A newly launched Chinese police website is aimed at reuniting scores of children found during a recent police crackdown on the trade.

“It’s the first time the Ministry of Public Security has published data about children whose parents couldn’t be found through the national DNA database,” lawyer Zhang Zhiwei, who volunteers with a non-governmental organisation called Baby Come Home, told the China Daily newspaper.

The latest police campaign, prompted by widespread anger at poor enforcement of often lax trafficking laws, has rescued more than 2,000 missing children since 9 April.

The ministry hopes the website, called “Babies Looking for Home”, will help them track down the relatives of some 60 rescued children they have yet to reunite with their families.

The main impetus behind the trade is China’s traditional preference for male children. But girls and women are also seized, partly to feed the demand of unmarried sons for brides, but also to work as labourers. Some children are snatched to serve as props for beggars, while women are kidnapped and sold into prostitution. Some poor rural families sell their girls so they can try for a boy, getting around the one -child policy.

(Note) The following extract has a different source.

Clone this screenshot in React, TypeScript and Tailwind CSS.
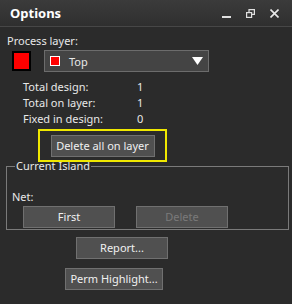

The ministry reports that between 30,000 and 60,000 children are reported missing in China every year, but it is impossible to know with any certainty how many of those are caught up in trafficking. The national database only has records of around 30,000 in total.

Babies are not the only victims: older children are also taken. Some boys are sold to work in illegal brick kilns in the Chinese heartland. Many of the hundreds rescued in the past two years were still wearing their school uniforms at the time.

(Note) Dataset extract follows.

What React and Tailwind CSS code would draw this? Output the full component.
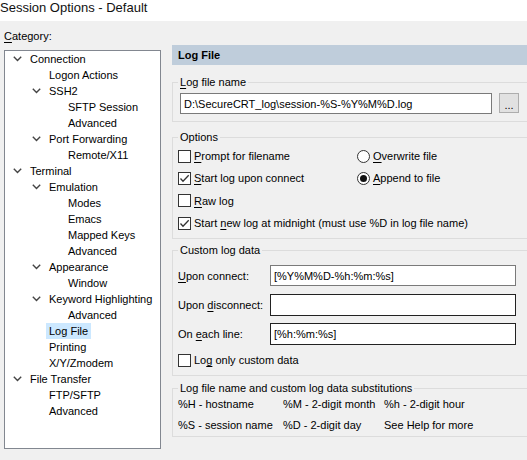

The database has plenty of information about the children – DNA provided by the children’s parents is shared among the 236 laboratories in China that are equipped to test it. Any children whom the authorities suspect of having been abducted, or children whose history is unclear, are also tested.

Last week, 42 suspected traffickers were picked up for allegedly selling 52 children in the north of China.

But despite the best efforts of police, reuniting the children can be difficult: often they do not know where theycome from, or the names of their parents, and in many cases the children have formed bonds with their new parents, further complicating the task of reuniting them with their families. But the website is a first step.

Tang Weihua, a mother who lost her five-year-old son in 1999, told local media, “Even if I can’t find my boy’s photo on the website today, it’s a blessing for desperate parents like us who have nearly lost hope.”